* Requirements
Count how many lines hold the word "TypeScript" and give that number as the whole answer.

* Exercise input
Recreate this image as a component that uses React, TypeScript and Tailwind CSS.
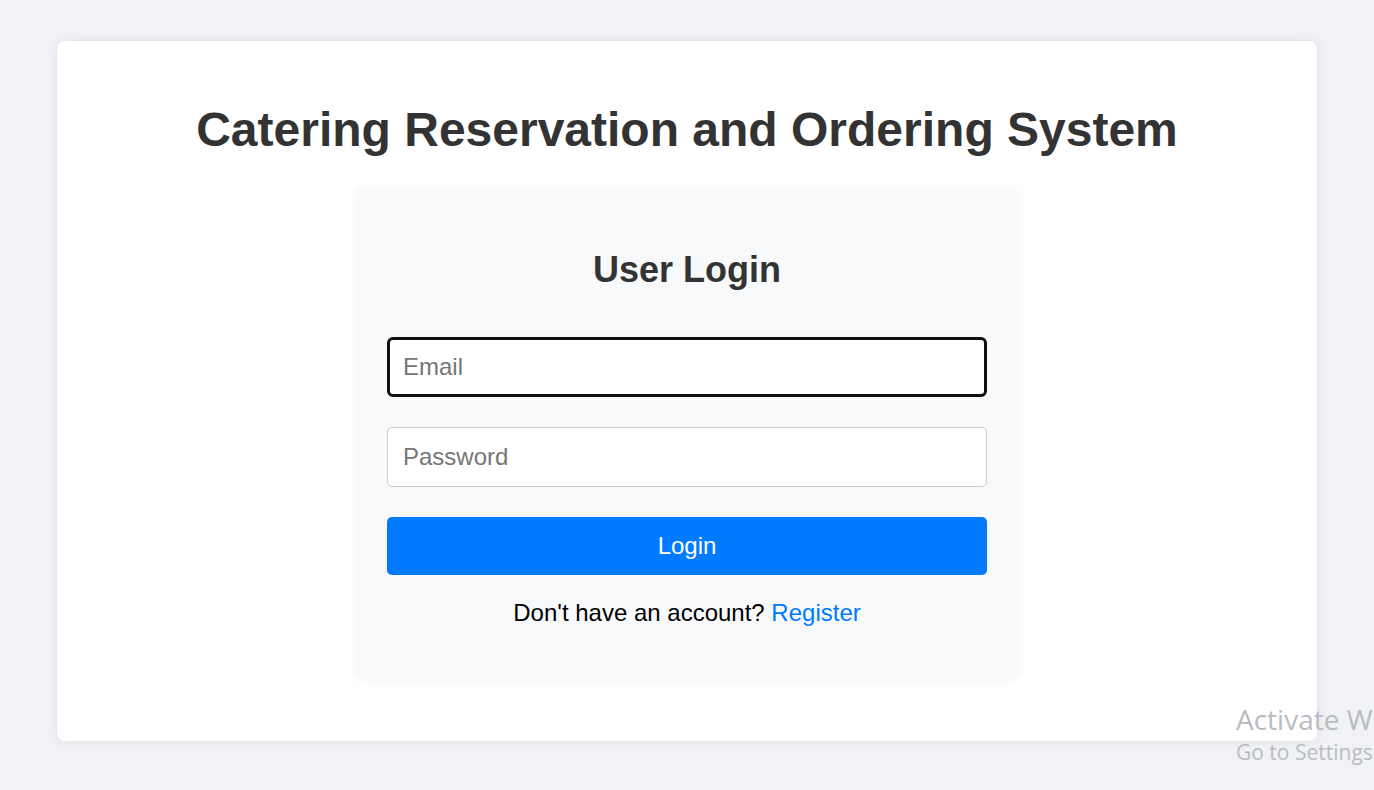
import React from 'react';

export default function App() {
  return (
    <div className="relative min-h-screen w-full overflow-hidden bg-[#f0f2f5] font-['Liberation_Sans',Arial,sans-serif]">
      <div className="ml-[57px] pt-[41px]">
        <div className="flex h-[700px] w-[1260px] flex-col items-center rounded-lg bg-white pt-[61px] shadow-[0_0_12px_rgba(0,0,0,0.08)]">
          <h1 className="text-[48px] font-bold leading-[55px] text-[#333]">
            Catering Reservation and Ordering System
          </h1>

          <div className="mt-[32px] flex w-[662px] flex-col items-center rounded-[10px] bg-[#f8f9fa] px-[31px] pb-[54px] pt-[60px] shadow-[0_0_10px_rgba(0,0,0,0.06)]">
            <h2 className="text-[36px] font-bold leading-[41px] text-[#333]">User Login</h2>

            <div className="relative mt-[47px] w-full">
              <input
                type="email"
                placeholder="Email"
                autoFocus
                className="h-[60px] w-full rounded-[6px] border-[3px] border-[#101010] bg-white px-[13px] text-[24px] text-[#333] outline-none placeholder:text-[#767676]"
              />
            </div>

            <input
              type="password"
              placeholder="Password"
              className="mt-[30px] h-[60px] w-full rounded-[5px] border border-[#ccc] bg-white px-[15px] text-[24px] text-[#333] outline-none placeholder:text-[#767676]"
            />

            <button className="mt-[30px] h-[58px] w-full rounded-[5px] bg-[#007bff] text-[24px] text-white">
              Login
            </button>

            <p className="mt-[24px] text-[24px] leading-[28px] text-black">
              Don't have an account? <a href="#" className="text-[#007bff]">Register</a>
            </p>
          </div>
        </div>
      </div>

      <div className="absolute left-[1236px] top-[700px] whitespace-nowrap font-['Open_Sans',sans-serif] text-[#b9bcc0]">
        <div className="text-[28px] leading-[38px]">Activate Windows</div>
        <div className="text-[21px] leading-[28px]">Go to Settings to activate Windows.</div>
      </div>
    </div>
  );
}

==

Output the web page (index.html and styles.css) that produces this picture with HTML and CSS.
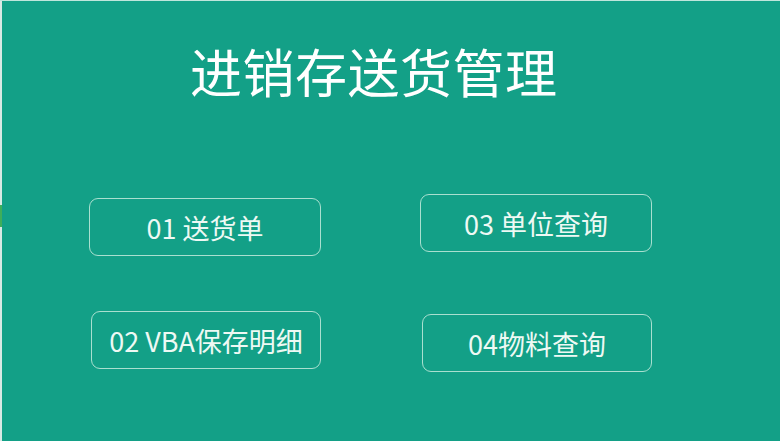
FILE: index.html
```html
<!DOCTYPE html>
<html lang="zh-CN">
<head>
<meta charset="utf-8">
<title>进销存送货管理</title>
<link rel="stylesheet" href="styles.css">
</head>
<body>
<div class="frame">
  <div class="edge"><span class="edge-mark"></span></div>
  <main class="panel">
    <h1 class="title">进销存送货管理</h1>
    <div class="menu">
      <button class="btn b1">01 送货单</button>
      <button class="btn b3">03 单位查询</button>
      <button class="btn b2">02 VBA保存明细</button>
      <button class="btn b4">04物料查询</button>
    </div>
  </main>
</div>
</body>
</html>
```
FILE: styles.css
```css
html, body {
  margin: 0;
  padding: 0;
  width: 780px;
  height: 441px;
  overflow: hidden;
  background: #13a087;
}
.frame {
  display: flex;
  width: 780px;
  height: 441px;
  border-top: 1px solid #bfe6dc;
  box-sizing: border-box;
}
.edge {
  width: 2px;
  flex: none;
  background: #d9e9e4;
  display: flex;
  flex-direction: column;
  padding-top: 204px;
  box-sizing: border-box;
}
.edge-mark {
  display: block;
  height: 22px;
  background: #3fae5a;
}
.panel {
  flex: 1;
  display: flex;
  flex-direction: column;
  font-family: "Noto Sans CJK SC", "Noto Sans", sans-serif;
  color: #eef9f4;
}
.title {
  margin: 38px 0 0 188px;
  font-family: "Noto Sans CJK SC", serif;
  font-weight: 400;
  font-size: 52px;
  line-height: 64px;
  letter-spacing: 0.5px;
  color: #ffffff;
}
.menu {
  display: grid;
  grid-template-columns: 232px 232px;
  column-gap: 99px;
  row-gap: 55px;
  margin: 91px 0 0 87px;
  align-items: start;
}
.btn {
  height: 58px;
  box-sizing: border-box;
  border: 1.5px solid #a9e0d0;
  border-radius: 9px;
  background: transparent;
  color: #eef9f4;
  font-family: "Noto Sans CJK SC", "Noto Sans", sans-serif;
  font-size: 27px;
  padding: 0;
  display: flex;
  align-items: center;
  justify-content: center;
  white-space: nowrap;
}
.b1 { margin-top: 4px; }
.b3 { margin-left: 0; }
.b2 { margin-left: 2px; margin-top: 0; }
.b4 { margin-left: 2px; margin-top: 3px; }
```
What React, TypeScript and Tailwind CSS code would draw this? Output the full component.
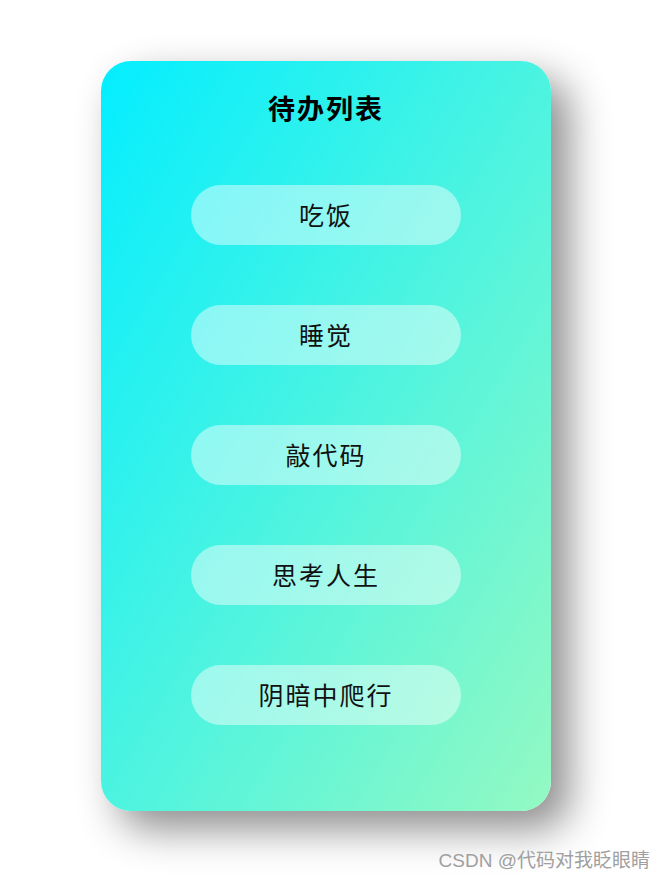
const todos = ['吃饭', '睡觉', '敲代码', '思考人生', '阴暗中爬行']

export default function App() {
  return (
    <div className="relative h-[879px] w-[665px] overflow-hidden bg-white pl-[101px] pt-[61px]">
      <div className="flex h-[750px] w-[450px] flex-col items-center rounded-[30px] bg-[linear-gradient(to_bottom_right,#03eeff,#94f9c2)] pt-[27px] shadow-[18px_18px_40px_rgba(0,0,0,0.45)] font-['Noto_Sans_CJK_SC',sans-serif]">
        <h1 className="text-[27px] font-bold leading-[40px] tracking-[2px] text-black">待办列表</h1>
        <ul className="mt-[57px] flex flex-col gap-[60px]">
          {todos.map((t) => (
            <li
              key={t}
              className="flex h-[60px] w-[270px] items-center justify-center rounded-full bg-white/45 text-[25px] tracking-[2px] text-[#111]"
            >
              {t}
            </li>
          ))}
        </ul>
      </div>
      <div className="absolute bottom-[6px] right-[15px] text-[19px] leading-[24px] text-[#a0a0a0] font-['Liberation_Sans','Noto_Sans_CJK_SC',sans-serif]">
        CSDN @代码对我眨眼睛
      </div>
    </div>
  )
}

==

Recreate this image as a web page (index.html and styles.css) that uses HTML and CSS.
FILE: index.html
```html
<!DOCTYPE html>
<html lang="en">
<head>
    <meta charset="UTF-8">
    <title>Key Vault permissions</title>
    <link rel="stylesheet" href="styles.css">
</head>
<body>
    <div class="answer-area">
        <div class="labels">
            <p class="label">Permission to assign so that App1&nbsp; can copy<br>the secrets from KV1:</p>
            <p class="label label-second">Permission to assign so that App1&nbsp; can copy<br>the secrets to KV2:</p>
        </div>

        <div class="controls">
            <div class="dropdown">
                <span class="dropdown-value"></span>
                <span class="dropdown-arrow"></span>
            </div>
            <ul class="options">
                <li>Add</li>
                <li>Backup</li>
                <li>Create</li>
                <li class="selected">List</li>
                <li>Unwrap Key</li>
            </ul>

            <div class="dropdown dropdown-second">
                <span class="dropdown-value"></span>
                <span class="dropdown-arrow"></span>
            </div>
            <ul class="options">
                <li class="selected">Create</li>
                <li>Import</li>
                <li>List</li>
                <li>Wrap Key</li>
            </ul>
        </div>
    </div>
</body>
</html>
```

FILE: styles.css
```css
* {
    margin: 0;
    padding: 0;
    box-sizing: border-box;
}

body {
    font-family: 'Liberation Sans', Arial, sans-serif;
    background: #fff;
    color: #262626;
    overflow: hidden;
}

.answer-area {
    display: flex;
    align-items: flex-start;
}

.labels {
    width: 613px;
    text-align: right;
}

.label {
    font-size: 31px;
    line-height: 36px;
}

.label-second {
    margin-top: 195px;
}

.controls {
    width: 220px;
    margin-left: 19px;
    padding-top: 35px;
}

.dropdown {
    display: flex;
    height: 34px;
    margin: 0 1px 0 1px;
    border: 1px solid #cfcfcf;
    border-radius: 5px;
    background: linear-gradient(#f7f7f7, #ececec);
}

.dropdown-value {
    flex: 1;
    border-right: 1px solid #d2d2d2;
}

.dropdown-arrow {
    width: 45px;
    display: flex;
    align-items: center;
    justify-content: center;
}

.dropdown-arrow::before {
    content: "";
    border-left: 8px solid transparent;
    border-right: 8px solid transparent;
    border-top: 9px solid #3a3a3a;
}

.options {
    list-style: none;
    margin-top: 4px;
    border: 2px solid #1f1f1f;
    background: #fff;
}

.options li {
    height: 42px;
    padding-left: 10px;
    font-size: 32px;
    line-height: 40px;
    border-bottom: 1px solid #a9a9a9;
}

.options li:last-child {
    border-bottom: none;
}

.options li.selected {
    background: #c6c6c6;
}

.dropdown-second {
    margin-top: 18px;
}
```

* The completed task
2